Thursday, July 15, 2004

Well, the Academy is one with the ages. The north wing and the main hall are nothing but walls and columns, while the south wing is a gutted ruin. Surprisingly enough, the headmaster's cottage was undamaged, at least to outside observation. A few years ago, the cottage was the one that burned, and the Academy building proper was the one which was untouched. All the buildings along the foot of the bluff seemed to be unaffected, at least to judge from the disinterested calm of the few emergency personnel posted along Water Street. The streets, as expected, were full of the displaced - young, tattooed, and impoverished. These are the folks my Roman History professor used to make Bellefonte jokes about back in the day. I came across a group of people putting up large tents on the lawn in Tallyrand Park, and I thought maybe they were erecting temporary shelters. No such altruism - it was for a celebration scheduled for the next day.

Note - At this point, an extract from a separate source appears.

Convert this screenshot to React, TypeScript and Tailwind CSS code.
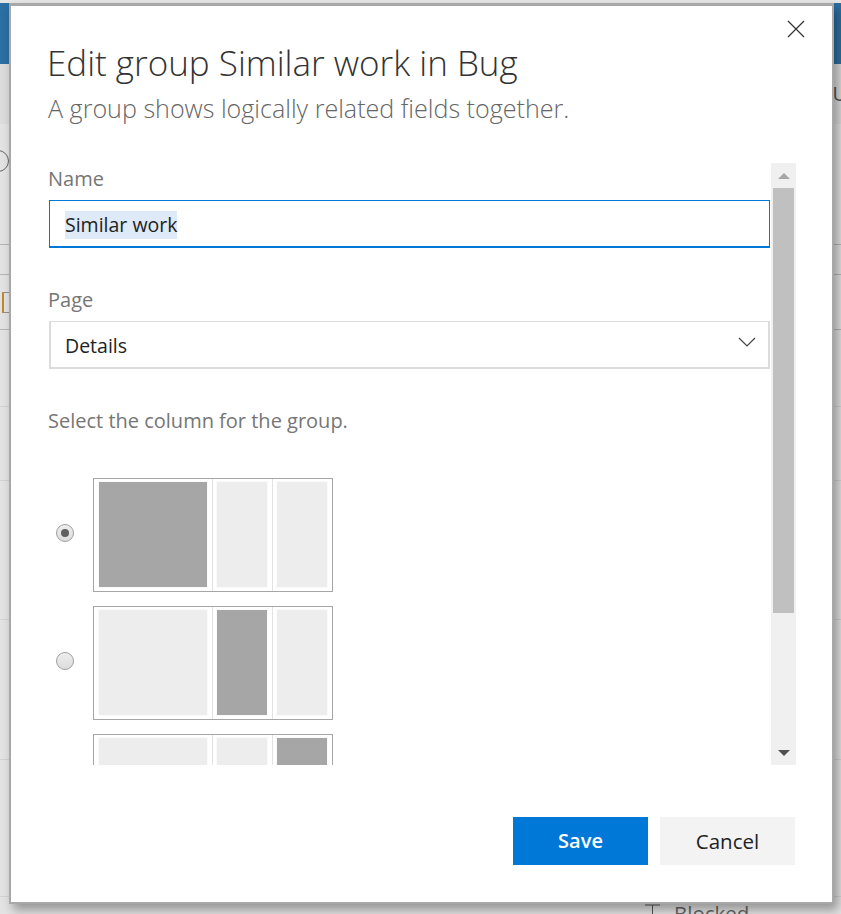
import React from 'react';

const font = { fontFamily: '"Open Sans", "Noto Sans", sans-serif' };

function Fill({ on, className }: { on?: boolean; className: string }) {
	return <div className={`${className} shrink-0 h-full shadow-[0_0_0_1px_#fafafa] ${on ? 'bg-[#a6a6a6]' : 'bg-[#ededed]'}`}></div>;
}

function Layout({ active }: { active: number }) {
	return (
		<div className="w-[240px] h-[114px] shrink-0 border border-[#a6a6a6] bg-white flex">
			<div className="pl-[5px] pt-[3px] pb-[4px] pr-[5px] border-r border-[#e2e2e2]">
				<Fill on={active === 0} className="w-[108px]" />
			</div>
			<div className="pl-[4px] pt-[3px] pb-[4px] pr-[5px] border-r border-[#e2e2e2]">
				<Fill on={active === 1} className="w-[50px]" />
			</div>
			<div className="pl-[4px] pt-[3px] pb-[4px] pr-[5px]">
				<Fill on={active === 2} className="w-[50px]" />
			</div>
		</div>
	);
}

function Radio({ checked }: { checked?: boolean }) {
	return (
		<div className="w-[18px] h-[18px] -mt-[5px] rounded-full border border-[#a0a0a0] bg-gradient-to-b from-[#eeeeee] to-[#dcdcdc] flex items-center justify-center">
			{checked && <div className="w-[8px] h-[8px] rounded-full bg-[#5f5f5f]"></div>}
		</div>
	);
}

export default function App() {
	return (
		<div className="relative w-[841px] h-[914px] overflow-hidden bg-[#e3e3e3]" style={font}>
			<div className="h-[3px] bg-[#e6e6e6]"></div>
			<div className="h-[61px] bg-[#2b6fa3]"></div>
			<div className="h-[60px] bg-[#dcdcdc] flex justify-end items-center">
				<span className="text-[#555] text-[20px] -mr-[6px]">U</span>
			</div>
			<div className="h-[121px] border-b border-[#b5b5b5] pt-[26px]">
				<div className="w-[22px] h-[22px] -ml-[13px] rounded-full border border-[#666]"></div>
			</div>
			<div className="h-[30px] border-b border-[#b5b5b5]"></div>
			<div className="h-[55px] border-b border-[#b5b5b5] pt-[17px] pl-[2px]">
				<div className="w-[8px] h-[21px] border border-l-2 border-[#8f8f8f] border-l-[#c08a2a]"></div>
			</div>
			<div className="h-[77px] border-b border-[#d2d2d2]"></div>
			<div className="h-[74px] border-b border-[#d2d2d2]"></div>
			<div className="h-[139px] border-b border-[#d2d2d2]"></div>
			<div className="h-[140px] border-b border-[#d2d2d2]"></div>
			<div className="h-[137px] border-b border-[#d2d2d2]"></div>
			<div className="flex items-start gap-[14px] pl-[645px] pt-[3px] text-[#666] text-[20.5px] leading-[26px]">
				<svg viewBox="0 0 15 12" width="15" height="12" fill="none" stroke="#555" className="mt-[4px]"><path d="M0 1H15M7.5 1V11M4 11H11" /></svg>
				<span>Blocked</span>
			</div>

			<div className="absolute left-[9px] top-[3px] w-[825px] h-[901px] bg-white border-2 border-t-[3px] border-[#a8a8a8] shadow-[4px_6px_10px_rgba(0,0,0,0.35)] flex flex-col pl-[37px] pr-[37px]">
				<button className="absolute right-[27px] top-[14px] w-[18px] h-[18px] text-[#333]">
					<svg viewBox="0 0 18 18" width="18" height="18" fill="none" stroke="currentColor" strokeWidth="1.2">
						<path d="M1 1L17 17M17 1L1 17" />
					</svg>
				</button>

				<h1 className="mt-[33px] -ml-[1px] text-[35px] leading-[48px] font-light text-[#333] whitespace-nowrap">Edit group Similar work in Bug</h1>
				<p className="mt-[5px] text-[25.1px] leading-[32px] font-light text-[#666] whitespace-nowrap">A group shows logically related fields together.</p>

				<div className="mt-[39px] h-[602px] shrink-0 flex -mr-[1px]">
					<div className="w-[723px] overflow-hidden">
						<p className="mt-[2px] text-[20px] leading-[28px] text-[#767676]">Name</p>
						<div className="mt-[7px] ml-[1px] h-[48px] border border-b-[2px] border-[#0078d7] flex items-center pl-[15px] pt-[3px]">
							<span className="bg-[#deeaf8] text-[#222] text-[19.5px] leading-[28px]">Similar work</span>
						</div>

						<p className="mt-[38px] text-[20px] leading-[28px] text-[#767676]">Page</p>
						<div className="mt-[7px] ml-[1px] h-[48px] border-2 border-t border-[#dcdcdc] flex items-center pl-[14px] pr-[12px] justify-between">
							<span className="text-[#222] text-[19.5px] leading-[28px] mt-[3px]">Details</span>
							<svg viewBox="0 0 18 10" width="18" height="10" fill="none" stroke="#444" strokeWidth="1.2" className="-mt-[5px]">
								<path d="M1 1L9 9L17 1" />
							</svg>
						</div>

						<p className="mt-[38px] text-[20px] leading-[28px] text-[#767676]">Select the column for the group.</p>

						<div className="mt-[43px] flex flex-col gap-[14px] pl-[8px]">
							<div className="flex items-center gap-[19px]"><Radio checked /><Layout active={0} /></div>
							<div className="flex items-center gap-[19px]"><Radio /><Layout active={1} /></div>
							<div className="flex items-center gap-[19px]"><div className="w-[18px]"></div><Layout active={2} /></div>
						</div>
					</div>

					<div className="w-[25px] ml-[1px] bg-[#f0f0f0] flex flex-col items-center">
						<div className="h-[25px] flex items-center justify-center">
							<svg viewBox="0 0 12 6" width="12" height="6"><path d="M6 0L12 6H0Z" fill="#a6a6a6" /></svg>
						</div>
						<div className="w-[21px] h-[425px] bg-[#c0c0c0]"></div>
						<div className="flex-1"></div>
						<div className="h-[25px] flex items-center justify-center">
							<svg viewBox="0 0 12 6" width="12" height="6"><path d="M0 0H12L6 6Z" fill="#505050" /></svg>
						</div>
					</div>
				</div>

				<div className="mt-[52px] flex justify-end gap-[12px]">
					<button className="w-[135px] h-[48px] bg-[#0078d7] text-white text-[20px] font-semibold">Save</button>
					<button className="w-[135px] h-[48px] bg-[#f3f3f3] text-[#222] text-[20.5px]">Cancel</button>
				</div>
			</div>
		</div>
	);
}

There were rumors that the firefighters clustered too close to the building, and were driven back in disarray when the fire blew up in their faces. I don't know - sounds like classic blame-the-Samaritan sour grapes. Word on the picket line was that they thought that everybody got out, but there are so many transients that move in and out of the Academy that no-one could get an accurate headcount, or even figure out what it should be.

There were two camera teams set up in the alley between the Dollar General and the NAPA auto parts store, updating on previous news reports. Most of the photographs and footage looks to be from that vantage point, as it's the most striking view of the wreck. It looks like Sherman's March to the Sea, or that famous series of photographs of burned Richmond - massive masonry pillars jutting like tusks from the rubble and ashes, and the shell of the heavy outer walls mostly standing. From most other parts of town, the Academy is just gone - a bunch of trees where there used to be a big white building.

Here's the CDT writeup. I'll be damned. It's privately owned. I had always thought that it was owned by the borough or the state. They were putting up the residents in the elementary school over on Linn Street last night.